Antony Mugo Waweru, a native and citizen of Kenya, petitions this court for review of a decision of the Board of Immigration Appeals (BIA) dismissing his appeal from a final order of removal, wherein the immigration judge (IJ) denied Waweru’s applications for a waiver of inadmissibility and for adjustment of status. He argues that his due process rights were violated by ineffective assistance of counsel and that the IJ applied the wrong legal standards when considering his affidavit in support of his application for adjustment of status and when considering his application for a waiver of inadmissibility.
A federal court’s jurisdiction over an immigration proceeding is governed by 8 U.S.C. § 1252. Section 1252(a)(2)(C) “generally prohibits judicial review of ‘any final order of removal against an alien who is removable by reason of having committed’ certain designated criminal offenses.” Larin-Ulloa v. Gonzales, 462 F.3d 456, 460-61 (5th Cir.2006); see also § 1252(a)(2)(C). Because the IJ determined that Waweru was removable based on his conviction of two crimes involving moral turpitude, this court would ordinarily lack jurisdiction to review that order. However, § 1252(a)(2)(D) provides that judicial review of “constitutional claims or questions of law” is not precluded. Larin-Ulloa, 462 F.3d at 461.
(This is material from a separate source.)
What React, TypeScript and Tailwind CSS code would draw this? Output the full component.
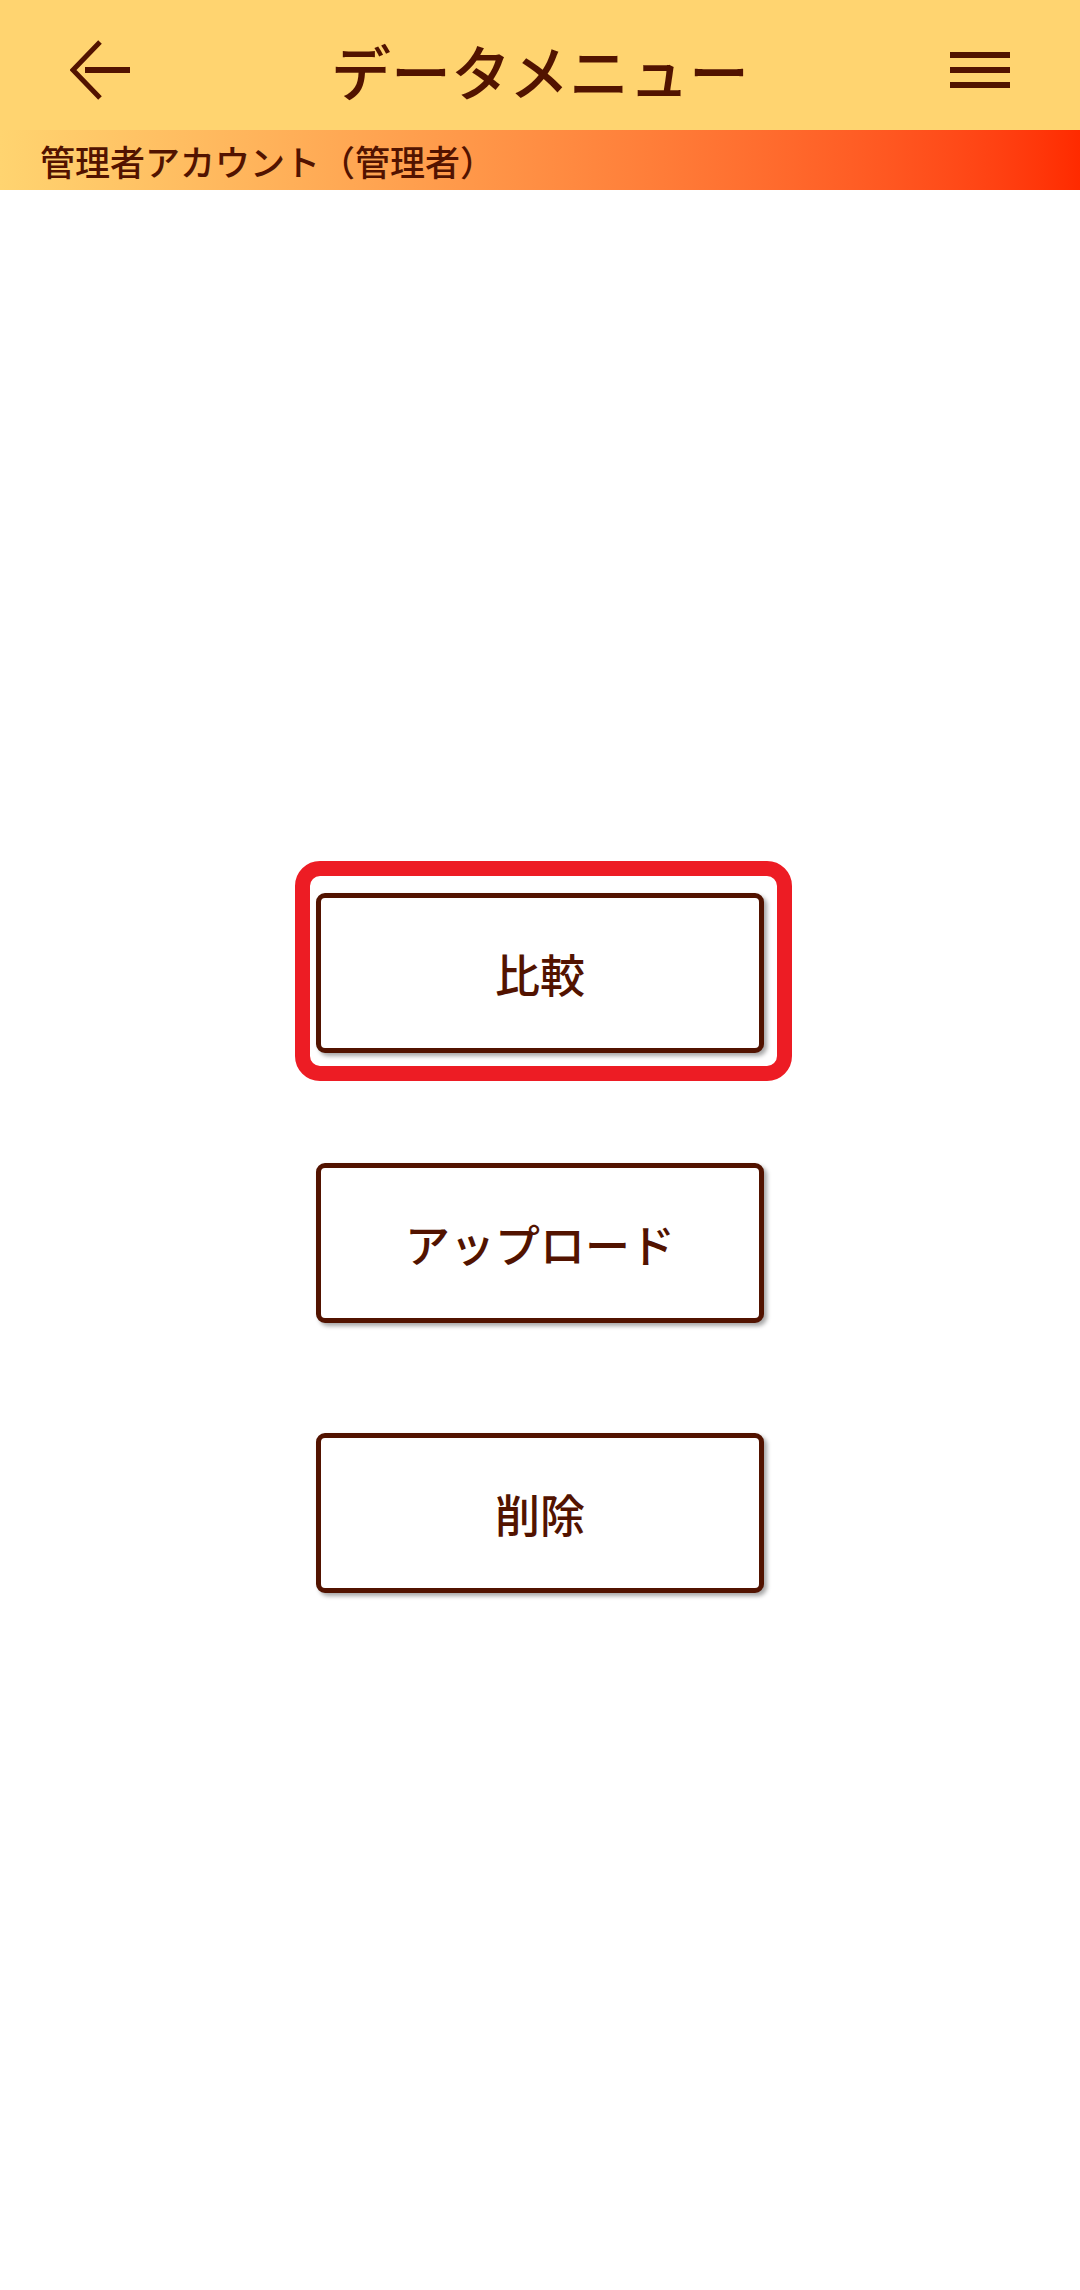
import React from 'react';

const font = { fontFamily: '"Noto Sans CJK JP", "Noto Sans", sans-serif' };

const MenuButton = ({ label }: { label: string }) => (
  <button className="w-[448px] h-[160px] bg-white border-[5px] border-[#521300] rounded-[9px] shadow-[3px_3px_4px_rgba(0,0,0,0.35)] flex items-center justify-center text-[45px] font-medium text-[#521300] leading-none">
    {label}
  </button>
);

const App = () => {
  return (
    <div className="w-[1080px] min-h-[2290px] bg-white text-[#521300]" style={font}>
      <header className="h-[130px] bg-[#FFD470] flex items-center justify-between px-[70px] pt-[10px]">
        <svg width="60" height="60" viewBox="0 0 60 60" fill="none">
          <polyline points="30,2 3,30 30,58" stroke="#521300" strokeWidth="5" strokeLinejoin="miter" />
          <line x1="15" y1="30" x2="60" y2="30" stroke="#521300" strokeWidth="6" />
        </svg>
        <h1 className="text-[60px] font-medium leading-none">データメニュー</h1>
        <div className="w-[60px] flex flex-col gap-[9px]">
          <span className="block h-[6px] bg-[#521300]" />
          <span className="block h-[6px] bg-[#521300]" />
          <span className="block h-[6px] bg-[#521300]" />
        </div>
      </header>

      <div className="h-[60px] flex items-center pl-[40px] bg-gradient-to-r from-[#FFD470] to-[#FF2A00]">
        <span className="text-[35px] font-medium leading-none">管理者アカウント（管理者）</span>
      </div>

      <main className="flex flex-col items-center pt-[703px] gap-[110px]">
        <div className="relative">
          <div className="absolute -top-[32px] -left-[21px] -right-[28px] -bottom-[28px] border-[15px] border-[#ED1C24] rounded-[25px] pointer-events-none" />
          <MenuButton label="比較" />
        </div>
        <MenuButton label="アップロード" />
        <MenuButton label="削除" />
      </main>
    </div>
  );
};

export default App;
We review the BIA’s findings of fact for substantial evidence and its legal determinations de novo. Lopez-Gomez v. Ashcroft, 263 F.3d 442, 444 (5th Cir.2001). This court reviews the BIA’s decision and the decision of the IJ to the extent that it influenced the BIA. Zhu v. Gonzales, 493 F.3d 588, 593-94 (5th Cir.2007).
Waweru argues that his right to due process was violated because his counsel rendered ineffective assistance when she failed to list both crimes that rendered Waweru inadmissible on his application for a waiver of inadmissibility. He argues that he was prejudiced by counsel’s actions because, had both crimes been included on the application, it is “more likely than not that the IJ could have granted the waiver giving him an opportunity to pursue his *471adjustment of status based on his marriage to an American citizen.”
As the Government correctly notes, this court has previously held that an alien in removal proceedings does not have a Sixth Amendment right to effective assistance of counsel. See Mai v. Gonzales, 473 F.3d 162, 165 (5th Cir.2006). While “this court has repeatedly assumed without deciding that an alien’s claim of ineffective assistance may implicate due process concerns under the Fifth Amendment,” see id., that is not the case here. Waweru seeks purely discretionary relief in the form of a waiver of inadmissibility and adjustment of status. See Martinez v. Mukasey, 519 F.3d 532, 542 (5th Cir.2008); Hadwani v. Gonzales, 445 F.3d 798, 800 (5th Cir.2006). Because the failure to obtain discretionary relief does not constitute the deprivation of a liberty interest, Waweru has not due process right to effective assistance of counsel in pursuit of that relief. See Gutierrez-Morales v. Homan, 461 F.3d 605, 609 (5th Cir.2006).
Waweru argues that the IJ incorrectly interpreted the financial affidavit in support of his application for adjustment of status and erroneously determined that he was financially ineligible for relief. The IJ, in his oral opinion, did determine that Waweru was financially ineligible for relief; however, in his subsequent written opinion, the IJ amended his oral order, concluding that the supporting affidavit established that Waweru met the financial requirements for relief. Therefore, this argument is without merit.
Finally, Waweru argues that the IJ applied the wrong legal standard when determining whether he had demonstrated he was eligible for a waiver of inadmissibility. Waweru contends that the IJ applied the “exceptional and extremely unusual hardship” standard, which is reserved for people who have committed violent or dangerous crimes. Contrary to Waweru’s assertion, there is no evidence in the record that either the IJ or the BIA required Waweru to satisfy a heightened standard for relief. Therefore, this argument is without merit. Accordingly, the petition for review is DENIED.
Pursuant to 5th Cir. R. 47.5, the court has determined that this opinion should not be published and is not precedent except under the limited circumstances set forth in 5th Cir. R. 47.5.4.